Stated task: Of all the lines in the material, how many contain the word "screenshot"? State the number alone.

Stored rows:

▬▬▬

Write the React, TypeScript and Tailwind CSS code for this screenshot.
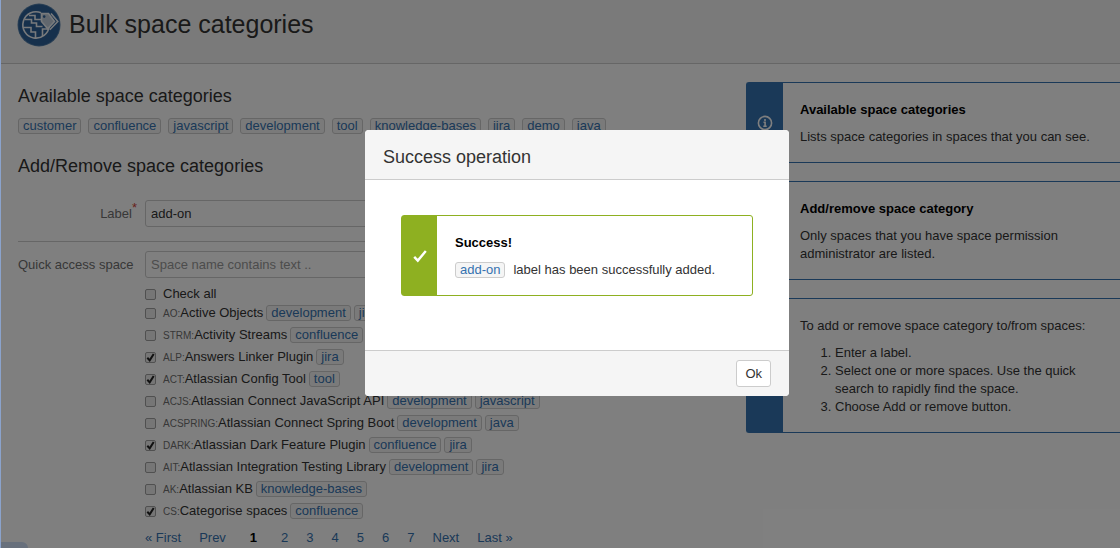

▬▬▬

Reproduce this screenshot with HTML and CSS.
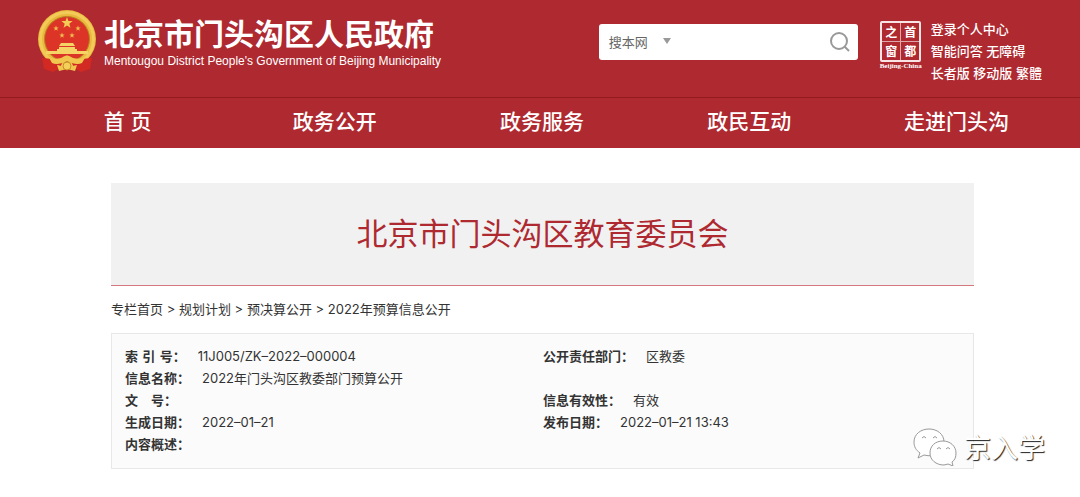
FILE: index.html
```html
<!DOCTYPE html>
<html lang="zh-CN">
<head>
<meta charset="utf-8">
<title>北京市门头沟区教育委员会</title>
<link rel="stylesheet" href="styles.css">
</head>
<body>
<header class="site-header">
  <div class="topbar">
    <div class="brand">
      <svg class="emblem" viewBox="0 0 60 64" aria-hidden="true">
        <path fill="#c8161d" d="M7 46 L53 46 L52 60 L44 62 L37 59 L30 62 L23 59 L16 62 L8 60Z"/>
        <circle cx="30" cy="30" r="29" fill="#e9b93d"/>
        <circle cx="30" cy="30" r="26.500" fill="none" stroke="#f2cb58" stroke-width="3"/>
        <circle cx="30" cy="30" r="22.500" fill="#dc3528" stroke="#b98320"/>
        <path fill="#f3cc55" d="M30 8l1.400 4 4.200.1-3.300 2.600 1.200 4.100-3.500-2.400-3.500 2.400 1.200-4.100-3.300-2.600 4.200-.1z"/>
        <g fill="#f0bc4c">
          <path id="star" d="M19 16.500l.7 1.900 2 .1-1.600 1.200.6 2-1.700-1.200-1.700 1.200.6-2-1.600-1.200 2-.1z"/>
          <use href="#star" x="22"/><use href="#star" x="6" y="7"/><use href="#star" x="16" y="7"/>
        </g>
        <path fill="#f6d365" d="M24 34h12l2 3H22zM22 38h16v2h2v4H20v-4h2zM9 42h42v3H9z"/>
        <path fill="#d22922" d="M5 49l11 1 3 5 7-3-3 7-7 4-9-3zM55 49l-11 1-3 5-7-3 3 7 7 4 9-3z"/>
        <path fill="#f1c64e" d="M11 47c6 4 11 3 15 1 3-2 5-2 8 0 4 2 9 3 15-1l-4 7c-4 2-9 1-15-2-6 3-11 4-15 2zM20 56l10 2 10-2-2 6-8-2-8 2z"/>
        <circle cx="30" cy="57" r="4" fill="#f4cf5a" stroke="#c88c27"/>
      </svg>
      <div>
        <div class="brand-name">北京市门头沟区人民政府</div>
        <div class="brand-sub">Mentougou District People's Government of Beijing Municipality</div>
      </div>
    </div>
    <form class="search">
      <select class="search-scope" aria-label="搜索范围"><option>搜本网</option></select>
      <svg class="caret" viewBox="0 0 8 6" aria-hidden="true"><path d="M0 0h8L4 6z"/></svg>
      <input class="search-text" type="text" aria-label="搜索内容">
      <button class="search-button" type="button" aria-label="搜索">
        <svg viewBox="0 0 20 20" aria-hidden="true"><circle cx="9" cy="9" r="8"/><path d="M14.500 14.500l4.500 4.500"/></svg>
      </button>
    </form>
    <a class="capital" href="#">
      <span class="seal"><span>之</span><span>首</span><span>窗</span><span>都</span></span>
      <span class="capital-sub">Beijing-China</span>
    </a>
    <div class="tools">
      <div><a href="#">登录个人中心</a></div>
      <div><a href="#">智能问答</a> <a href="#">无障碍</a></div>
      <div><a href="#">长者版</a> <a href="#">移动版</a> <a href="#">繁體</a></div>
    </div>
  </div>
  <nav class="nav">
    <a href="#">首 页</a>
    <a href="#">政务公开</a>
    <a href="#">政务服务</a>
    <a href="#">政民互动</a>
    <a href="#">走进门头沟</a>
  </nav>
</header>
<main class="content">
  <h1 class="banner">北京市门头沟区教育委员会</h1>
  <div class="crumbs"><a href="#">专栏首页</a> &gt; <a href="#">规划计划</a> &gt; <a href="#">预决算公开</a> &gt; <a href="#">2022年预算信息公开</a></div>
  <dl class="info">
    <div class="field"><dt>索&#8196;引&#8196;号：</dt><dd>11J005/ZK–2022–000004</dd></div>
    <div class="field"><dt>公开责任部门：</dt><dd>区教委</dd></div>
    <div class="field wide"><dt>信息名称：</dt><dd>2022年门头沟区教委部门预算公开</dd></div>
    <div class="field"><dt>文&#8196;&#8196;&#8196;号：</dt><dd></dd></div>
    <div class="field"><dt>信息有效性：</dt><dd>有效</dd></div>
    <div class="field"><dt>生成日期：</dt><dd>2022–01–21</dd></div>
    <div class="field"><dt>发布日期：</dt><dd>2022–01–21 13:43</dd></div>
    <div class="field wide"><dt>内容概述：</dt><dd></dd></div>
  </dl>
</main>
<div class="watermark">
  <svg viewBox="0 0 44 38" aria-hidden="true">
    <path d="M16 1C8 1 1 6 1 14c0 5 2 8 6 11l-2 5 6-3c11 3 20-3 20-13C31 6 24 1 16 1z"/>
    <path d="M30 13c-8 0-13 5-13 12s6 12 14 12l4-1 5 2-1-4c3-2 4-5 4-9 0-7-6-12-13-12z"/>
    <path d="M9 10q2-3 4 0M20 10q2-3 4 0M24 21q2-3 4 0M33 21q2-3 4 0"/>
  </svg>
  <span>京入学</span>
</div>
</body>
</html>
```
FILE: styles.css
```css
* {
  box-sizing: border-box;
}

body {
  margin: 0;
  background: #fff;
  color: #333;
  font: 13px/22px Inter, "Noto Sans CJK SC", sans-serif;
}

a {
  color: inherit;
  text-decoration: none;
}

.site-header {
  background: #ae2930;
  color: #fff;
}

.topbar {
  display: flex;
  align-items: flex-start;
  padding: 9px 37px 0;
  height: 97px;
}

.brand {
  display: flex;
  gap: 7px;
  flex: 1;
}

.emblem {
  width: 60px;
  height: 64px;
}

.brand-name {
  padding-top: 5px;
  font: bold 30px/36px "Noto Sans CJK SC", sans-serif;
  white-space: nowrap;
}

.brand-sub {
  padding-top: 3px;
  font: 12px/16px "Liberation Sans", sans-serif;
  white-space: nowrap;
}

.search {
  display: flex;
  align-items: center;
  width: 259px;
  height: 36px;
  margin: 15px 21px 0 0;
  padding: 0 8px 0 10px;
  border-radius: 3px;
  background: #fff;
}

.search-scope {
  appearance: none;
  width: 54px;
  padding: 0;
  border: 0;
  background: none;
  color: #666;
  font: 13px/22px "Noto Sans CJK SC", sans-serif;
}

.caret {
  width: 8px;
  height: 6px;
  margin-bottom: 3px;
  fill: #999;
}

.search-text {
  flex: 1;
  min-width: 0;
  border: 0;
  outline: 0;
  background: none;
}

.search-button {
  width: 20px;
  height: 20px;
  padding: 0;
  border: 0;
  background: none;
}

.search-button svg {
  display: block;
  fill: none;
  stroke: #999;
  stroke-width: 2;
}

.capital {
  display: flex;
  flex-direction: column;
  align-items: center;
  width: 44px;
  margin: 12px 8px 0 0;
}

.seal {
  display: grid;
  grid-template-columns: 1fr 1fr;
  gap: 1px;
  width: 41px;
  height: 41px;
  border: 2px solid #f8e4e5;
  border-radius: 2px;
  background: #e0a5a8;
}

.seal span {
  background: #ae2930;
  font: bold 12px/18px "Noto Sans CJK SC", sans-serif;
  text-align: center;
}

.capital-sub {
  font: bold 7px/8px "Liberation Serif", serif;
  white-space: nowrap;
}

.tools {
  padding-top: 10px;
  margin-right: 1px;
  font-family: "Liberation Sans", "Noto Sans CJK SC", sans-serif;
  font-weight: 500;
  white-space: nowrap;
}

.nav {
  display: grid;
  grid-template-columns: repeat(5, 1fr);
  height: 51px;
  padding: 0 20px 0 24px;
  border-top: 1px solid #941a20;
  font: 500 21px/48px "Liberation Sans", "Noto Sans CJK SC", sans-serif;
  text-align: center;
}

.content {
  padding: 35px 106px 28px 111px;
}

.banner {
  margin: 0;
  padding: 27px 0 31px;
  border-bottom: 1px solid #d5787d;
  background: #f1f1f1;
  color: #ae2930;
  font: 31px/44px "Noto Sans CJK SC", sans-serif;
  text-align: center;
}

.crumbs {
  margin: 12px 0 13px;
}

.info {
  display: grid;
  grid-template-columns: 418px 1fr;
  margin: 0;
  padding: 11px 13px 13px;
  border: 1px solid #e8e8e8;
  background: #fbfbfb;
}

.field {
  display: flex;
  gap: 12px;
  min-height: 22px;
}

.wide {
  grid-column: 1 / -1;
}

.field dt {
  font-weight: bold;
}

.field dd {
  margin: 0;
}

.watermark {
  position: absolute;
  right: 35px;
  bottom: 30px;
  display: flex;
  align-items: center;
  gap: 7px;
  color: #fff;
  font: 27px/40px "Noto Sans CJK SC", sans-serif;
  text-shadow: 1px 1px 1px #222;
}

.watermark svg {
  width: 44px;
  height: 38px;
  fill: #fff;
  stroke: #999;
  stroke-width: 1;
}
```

▬▬▬

Expected answer: 2